## begin

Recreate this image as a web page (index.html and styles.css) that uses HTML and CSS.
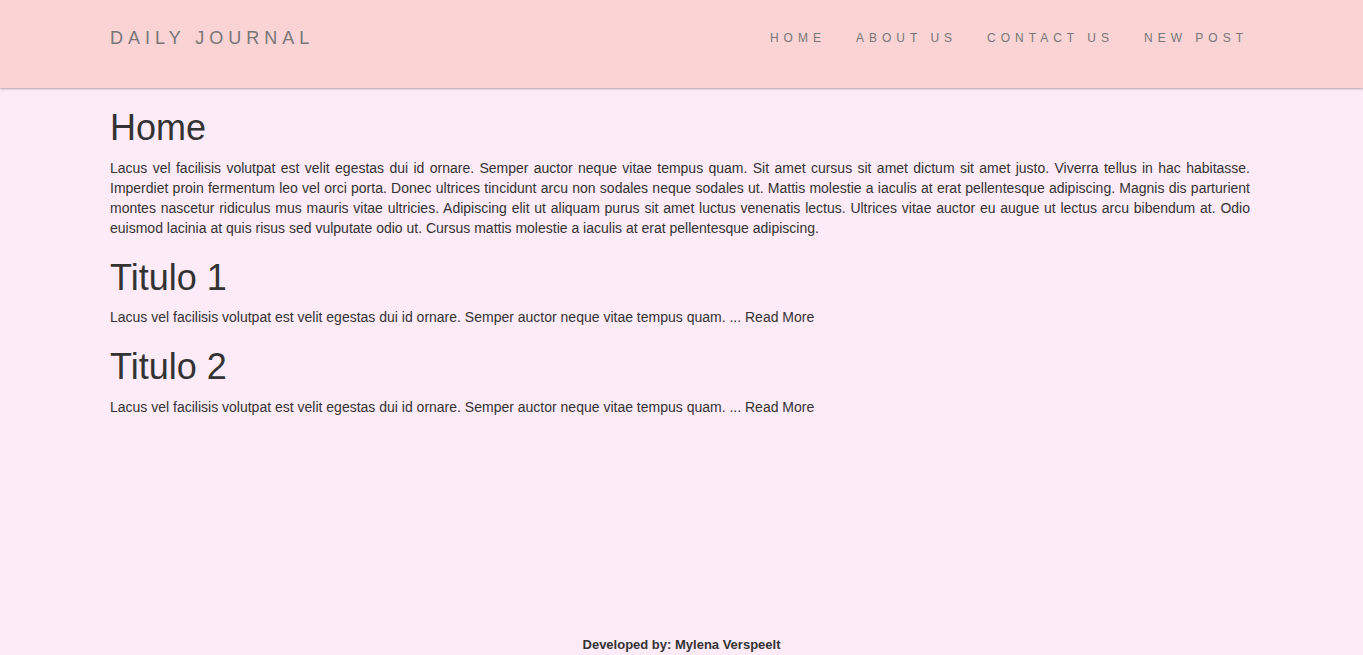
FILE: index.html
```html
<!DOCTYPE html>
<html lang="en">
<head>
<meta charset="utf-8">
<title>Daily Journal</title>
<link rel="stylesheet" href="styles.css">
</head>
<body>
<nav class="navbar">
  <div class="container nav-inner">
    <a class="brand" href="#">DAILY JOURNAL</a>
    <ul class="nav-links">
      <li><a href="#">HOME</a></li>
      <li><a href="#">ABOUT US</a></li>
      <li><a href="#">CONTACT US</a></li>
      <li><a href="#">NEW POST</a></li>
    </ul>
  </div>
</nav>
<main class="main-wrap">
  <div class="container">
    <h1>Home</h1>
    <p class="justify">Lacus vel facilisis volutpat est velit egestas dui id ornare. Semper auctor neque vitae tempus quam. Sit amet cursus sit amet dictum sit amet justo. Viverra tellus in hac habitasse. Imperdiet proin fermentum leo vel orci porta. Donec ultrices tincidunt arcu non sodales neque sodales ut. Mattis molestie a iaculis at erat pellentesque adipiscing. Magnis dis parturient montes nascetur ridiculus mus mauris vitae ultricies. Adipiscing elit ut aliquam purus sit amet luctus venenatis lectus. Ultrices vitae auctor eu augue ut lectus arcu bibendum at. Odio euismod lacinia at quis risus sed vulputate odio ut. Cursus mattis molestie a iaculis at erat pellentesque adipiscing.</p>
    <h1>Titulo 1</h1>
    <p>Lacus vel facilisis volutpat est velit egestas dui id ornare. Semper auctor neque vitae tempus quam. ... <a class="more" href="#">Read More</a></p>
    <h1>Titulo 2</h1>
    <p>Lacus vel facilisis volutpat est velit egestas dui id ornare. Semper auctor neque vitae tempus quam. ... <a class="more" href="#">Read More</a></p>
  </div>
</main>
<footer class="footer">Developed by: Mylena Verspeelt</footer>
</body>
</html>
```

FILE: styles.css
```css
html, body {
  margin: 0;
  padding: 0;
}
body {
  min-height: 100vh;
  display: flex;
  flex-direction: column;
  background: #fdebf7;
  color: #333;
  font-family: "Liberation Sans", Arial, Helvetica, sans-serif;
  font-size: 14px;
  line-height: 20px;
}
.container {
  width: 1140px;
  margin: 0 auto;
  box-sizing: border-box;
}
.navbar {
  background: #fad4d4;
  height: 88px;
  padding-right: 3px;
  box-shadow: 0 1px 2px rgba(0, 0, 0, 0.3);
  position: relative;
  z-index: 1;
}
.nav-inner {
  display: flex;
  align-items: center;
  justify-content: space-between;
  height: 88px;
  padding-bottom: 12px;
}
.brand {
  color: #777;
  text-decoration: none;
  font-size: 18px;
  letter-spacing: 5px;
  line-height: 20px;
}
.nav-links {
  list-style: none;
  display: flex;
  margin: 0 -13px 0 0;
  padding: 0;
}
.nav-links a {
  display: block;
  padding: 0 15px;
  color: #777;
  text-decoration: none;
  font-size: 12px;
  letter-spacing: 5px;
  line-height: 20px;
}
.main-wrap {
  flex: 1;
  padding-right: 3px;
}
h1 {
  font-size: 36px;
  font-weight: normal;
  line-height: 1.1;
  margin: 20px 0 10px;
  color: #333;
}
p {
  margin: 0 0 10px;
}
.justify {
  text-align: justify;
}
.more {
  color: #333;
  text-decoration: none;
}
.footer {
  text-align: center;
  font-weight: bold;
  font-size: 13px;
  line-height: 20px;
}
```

## end

All of the data needs repeating exactly, but the pictures do not.

**SOLUTION TO THIS TASK:**
Recreate this image as a web page (index.html and styles.css) that uses HTML and CSS.
FILE: index.html
```html
<!DOCTYPE html>
<html lang="en">
<head>
<meta charset="utf-8">
<title>Daily Journal</title>
<link rel="stylesheet" href="styles.css">
</head>
<body>
<nav class="navbar">
  <div class="container nav-inner">
    <a class="brand" href="#">DAILY JOURNAL</a>
    <ul class="nav-links">
      <li><a href="#">HOME</a></li>
      <li><a href="#">ABOUT US</a></li>
      <li><a href="#">CONTACT US</a></li>
      <li><a href="#">NEW POST</a></li>
    </ul>
  </div>
</nav>
<main class="main-wrap">
  <div class="container">
    <h1>Home</h1>
    <p class="justify">Lacus vel facilisis volutpat est velit egestas dui id ornare. Semper auctor neque vitae tempus quam. Sit amet cursus sit amet dictum sit amet justo. Viverra tellus in hac habitasse. Imperdiet proin fermentum leo vel orci porta. Donec ultrices tincidunt arcu non sodales neque sodales ut. Mattis molestie a iaculis at erat pellentesque adipiscing. Magnis dis parturient montes nascetur ridiculus mus mauris vitae ultricies. Adipiscing elit ut aliquam purus sit amet luctus venenatis lectus. Ultrices vitae auctor eu augue ut lectus arcu bibendum at. Odio euismod lacinia at quis risus sed vulputate odio ut. Cursus mattis molestie a iaculis at erat pellentesque adipiscing.</p>
    <h1>Titulo 1</h1>
    <p>Lacus vel facilisis volutpat est velit egestas dui id ornare. Semper auctor neque vitae tempus quam. ... <a class="more" href="#">Read More</a></p>
    <h1>Titulo 2</h1>
    <p>Lacus vel facilisis volutpat est velit egestas dui id ornare. Semper auctor neque vitae tempus quam. ... <a class="more" href="#">Read More</a></p>
  </div>
</main>
<footer class="footer">Developed by: Mylena Verspeelt</footer>
</body>
</html>
```

FILE: styles.css
```css
html, body {
  margin: 0;
  padding: 0;
}
body {
  min-height: 100vh;
  display: flex;
  flex-direction: column;
  background: #fdebf7;
  color: #333;
  font-family: "Liberation Sans", Arial, Helvetica, sans-serif;
  font-size: 14px;
  line-height: 20px;
}
.container {
  width: 1140px;
  margin: 0 auto;
  box-sizing: border-box;
}
.navbar {
  background: #fad4d4;
  height: 88px;
  padding-right: 3px;
  box-shadow: 0 1px 2px rgba(0, 0, 0, 0.3);
  position: relative;
  z-index: 1;
}
.nav-inner {
  display: flex;
  align-items: center;
  justify-content: space-between;
  height: 88px;
  padding-bottom: 12px;
}
.brand {
  color: #777;
  text-decoration: none;
  font-size: 18px;
  letter-spacing: 5px;
  line-height: 20px;
}
.nav-links {
  list-style: none;
  display: flex;
  margin: 0 -13px 0 0;
  padding: 0;
}
.nav-links a {
  display: block;
  padding: 0 15px;
  color: #777;
  text-decoration: none;
  font-size: 12px;
  letter-spacing: 5px;
  line-height: 20px;
}
.main-wrap {
  flex: 1;
  padding-right: 3px;
}
h1 {
  font-size: 36px;
  font-weight: normal;
  line-height: 1.1;
  margin: 20px 0 10px;
  color: #333;
}
p {
  margin: 0 0 10px;
}
.justify {
  text-align: justify;
}
.more {
  color: #333;
  text-decoration: none;
}
.footer {
  text-align: center;
  font-weight: bold;
  font-size: 13px;
  line-height: 20px;
}
```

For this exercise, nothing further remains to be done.